A lot of the times, there just seems to be no end to Zograf's creativity, as he illustrates a rare dream, an over the top "Battle of Stalingrad" communist propaganda poem, and even a particularly shoddy written synopsis to a western. All along, the reader gets the tidbits of the creator's musical taste, with the interest in oddball bands such as "the Residents" and "Bonzo dog band", but very little personal information. For an author that seems completely devoted to autobiographical comics, Zograf is almost enigmatic in how little of his personal life carries over in his comics. Contrary to his supremely rich inner life, the reader is almost kept at a distance when it comes to any kind of concrete information, aside from the essentials.

This is nowhere as apparent as in the "Vreme" strip detailing how Zograf and his wife spent the New Year's eve. By circling through Pancevo's countryside, the creator is happy to get a peek at everyone's festivities, while leaving himself to the side, as the observer. Never claiming objectivity, Zograf remains a columnist that presents his opinions sharply and personally, yet always at the distance from the traditional intimacy of auto-bio comix.
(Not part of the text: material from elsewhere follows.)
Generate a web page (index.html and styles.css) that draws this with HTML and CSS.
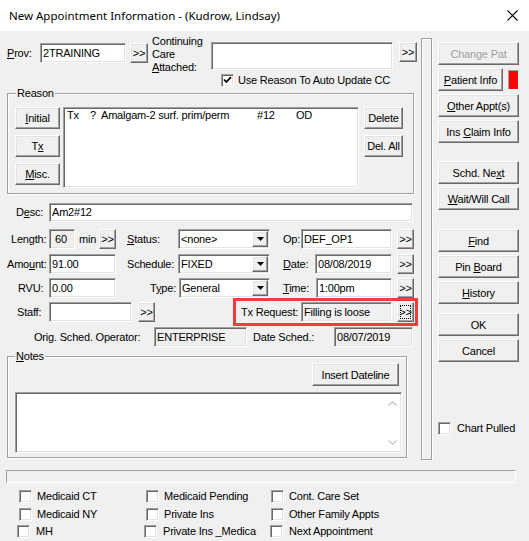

When it comes to the availability of his current work, little of it has been translated in English, although French's "L'Association" has so far published two volumes of his previous work, unrelated to "Regards from Serbia". Seeing as he continues to work for "Vreme" on a regular basis, we can hope that it is only a matter of time that the wider audiences can be introduced to his comics, and the universal wit behind them.

1 comment:

Anonymous said...

Thanks for the review. I love "Regards from Serbia" and hope that some of his other work will be translated eventually.